> Goal
Return each line of the data below exactly, omitting any pictures.

* BEGIN Stored data *

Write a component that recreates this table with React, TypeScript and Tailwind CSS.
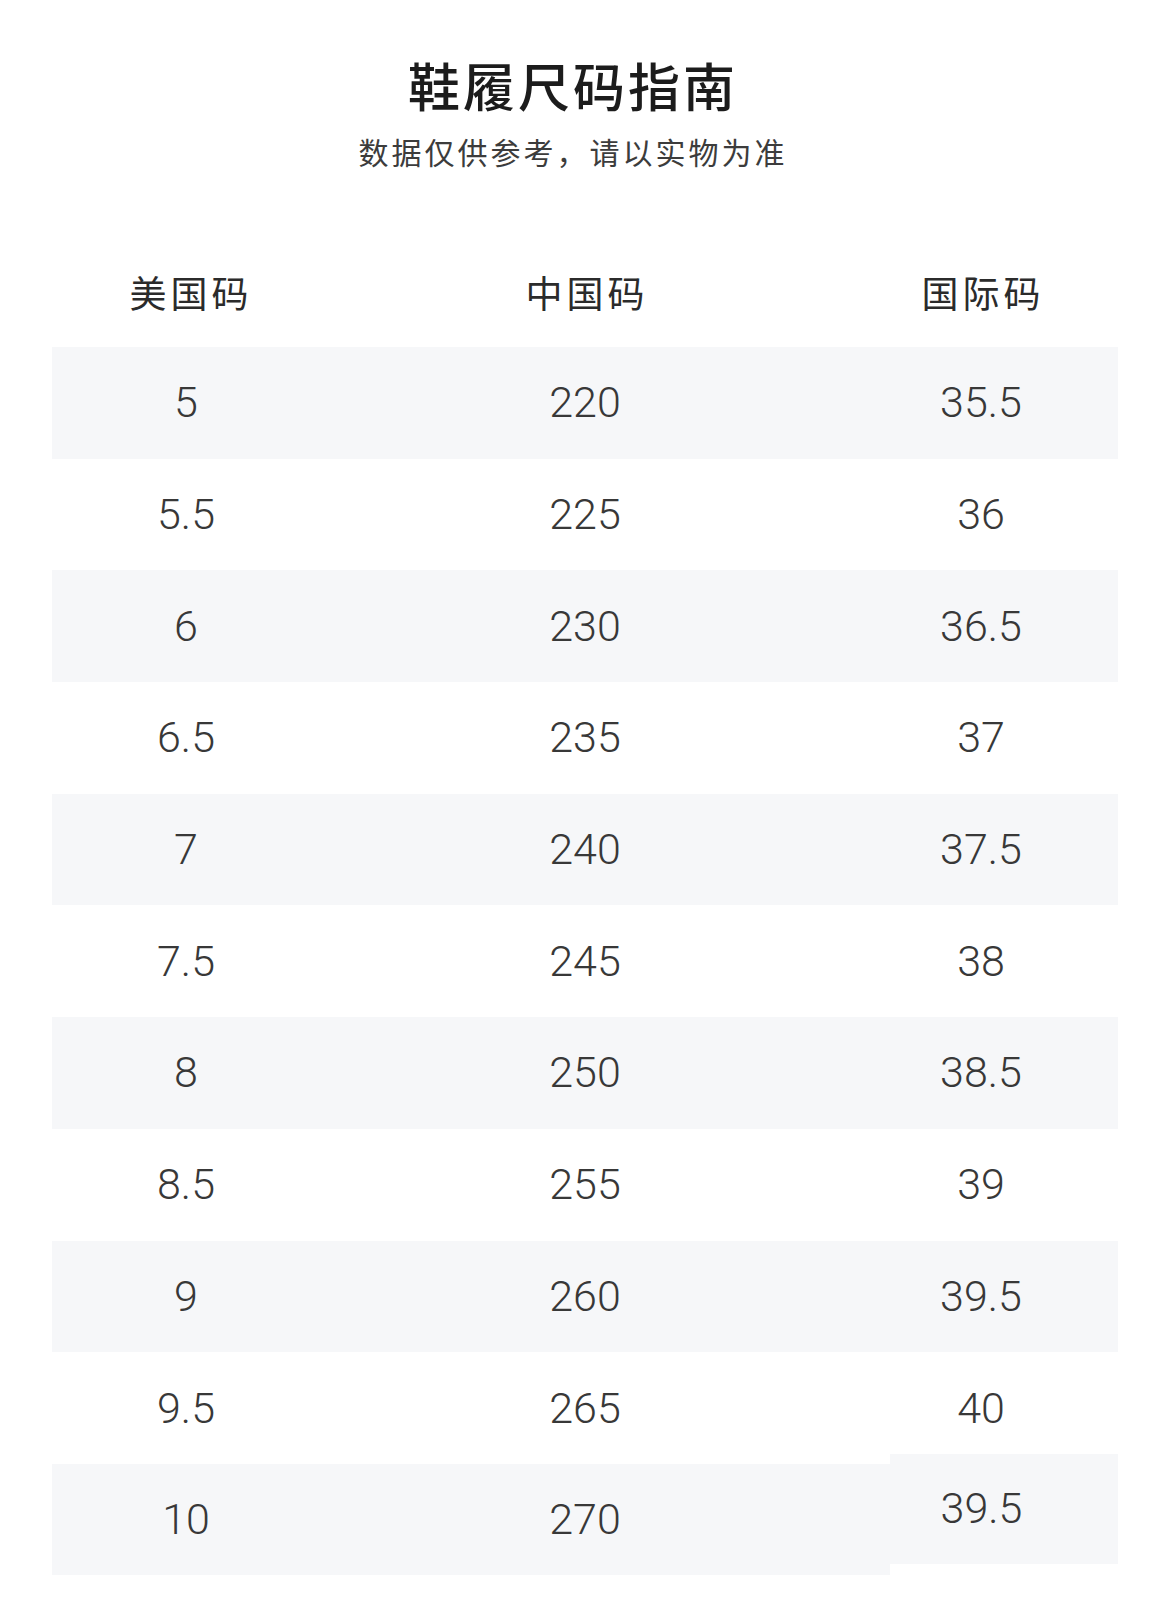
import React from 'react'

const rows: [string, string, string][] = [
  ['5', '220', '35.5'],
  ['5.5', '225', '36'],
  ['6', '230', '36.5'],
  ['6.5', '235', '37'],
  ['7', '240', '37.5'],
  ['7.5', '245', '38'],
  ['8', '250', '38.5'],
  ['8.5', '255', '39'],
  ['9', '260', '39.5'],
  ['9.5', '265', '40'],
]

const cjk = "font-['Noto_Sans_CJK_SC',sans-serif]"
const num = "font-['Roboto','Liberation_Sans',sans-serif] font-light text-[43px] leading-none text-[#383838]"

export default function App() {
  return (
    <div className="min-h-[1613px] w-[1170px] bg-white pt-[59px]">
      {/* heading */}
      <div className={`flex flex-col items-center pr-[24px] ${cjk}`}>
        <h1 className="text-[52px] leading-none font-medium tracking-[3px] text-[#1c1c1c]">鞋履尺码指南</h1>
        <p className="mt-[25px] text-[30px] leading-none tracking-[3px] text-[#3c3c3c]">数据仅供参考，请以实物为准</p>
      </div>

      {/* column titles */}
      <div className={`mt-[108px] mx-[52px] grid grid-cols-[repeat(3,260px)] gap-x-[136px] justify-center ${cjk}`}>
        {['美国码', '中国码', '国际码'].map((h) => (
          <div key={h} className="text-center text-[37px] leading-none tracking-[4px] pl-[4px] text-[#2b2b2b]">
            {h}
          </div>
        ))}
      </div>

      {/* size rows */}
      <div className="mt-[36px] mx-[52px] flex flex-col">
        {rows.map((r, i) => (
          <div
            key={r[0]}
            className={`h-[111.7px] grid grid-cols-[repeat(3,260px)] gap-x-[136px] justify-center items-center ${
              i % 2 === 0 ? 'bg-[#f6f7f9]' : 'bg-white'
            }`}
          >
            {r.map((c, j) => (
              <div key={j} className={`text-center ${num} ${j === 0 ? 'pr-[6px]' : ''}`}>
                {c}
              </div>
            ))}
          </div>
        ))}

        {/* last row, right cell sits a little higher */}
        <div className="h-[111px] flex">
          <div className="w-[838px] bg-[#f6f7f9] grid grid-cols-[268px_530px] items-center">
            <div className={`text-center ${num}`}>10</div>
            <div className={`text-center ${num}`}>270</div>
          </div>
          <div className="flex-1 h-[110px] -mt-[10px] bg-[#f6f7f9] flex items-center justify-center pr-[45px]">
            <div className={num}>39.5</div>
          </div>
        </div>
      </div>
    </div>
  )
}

* END Stored data *

> The answer
Write a component that recreates this table with React, TypeScript and Tailwind CSS.
import React from 'react'

const rows: [string, string, string][] = [
  ['5', '220', '35.5'],
  ['5.5', '225', '36'],
  ['6', '230', '36.5'],
  ['6.5', '235', '37'],
  ['7', '240', '37.5'],
  ['7.5', '245', '38'],
  ['8', '250', '38.5'],
  ['8.5', '255', '39'],
  ['9', '260', '39.5'],
  ['9.5', '265', '40'],
]

const cjk = "font-['Noto_Sans_CJK_SC',sans-serif]"
const num = "font-['Roboto','Liberation_Sans',sans-serif] font-light text-[43px] leading-none text-[#383838]"

export default function App() {
  return (
    <div className="min-h-[1613px] w-[1170px] bg-white pt-[59px]">
      {/* heading */}
      <div className={`flex flex-col items-center pr-[24px] ${cjk}`}>
        <h1 className="text-[52px] leading-none font-medium tracking-[3px] text-[#1c1c1c]">鞋履尺码指南</h1>
        <p className="mt-[25px] text-[30px] leading-none tracking-[3px] text-[#3c3c3c]">数据仅供参考，请以实物为准</p>
      </div>

      {/* column titles */}
      <div className={`mt-[108px] mx-[52px] grid grid-cols-[repeat(3,260px)] gap-x-[136px] justify-center ${cjk}`}>
        {['美国码', '中国码', '国际码'].map((h) => (
          <div key={h} className="text-center text-[37px] leading-none tracking-[4px] pl-[4px] text-[#2b2b2b]">
            {h}
          </div>
        ))}
      </div>

      {/* size rows */}
      <div className="mt-[36px] mx-[52px] flex flex-col">
        {rows.map((r, i) => (
          <div
            key={r[0]}
            className={`h-[111.7px] grid grid-cols-[repeat(3,260px)] gap-x-[136px] justify-center items-center ${
              i % 2 === 0 ? 'bg-[#f6f7f9]' : 'bg-white'
            }`}
          >
            {r.map((c, j) => (
              <div key={j} className={`text-center ${num} ${j === 0 ? 'pr-[6px]' : ''}`}>
                {c}
              </div>
            ))}
          </div>
        ))}

        {/* last row, right cell sits a little higher */}
        <div className="h-[111px] flex">
          <div className="w-[838px] bg-[#f6f7f9] grid grid-cols-[268px_530px] items-center">
            <div className={`text-center ${num}`}>10</div>
            <div className={`text-center ${num}`}>270</div>
          </div>
          <div className="flex-1 h-[110px] -mt-[10px] bg-[#f6f7f9] flex items-center justify-center pr-[45px]">
            <div className={num}>39.5</div>
          </div>
        </div>
      </div>
    </div>
  )
}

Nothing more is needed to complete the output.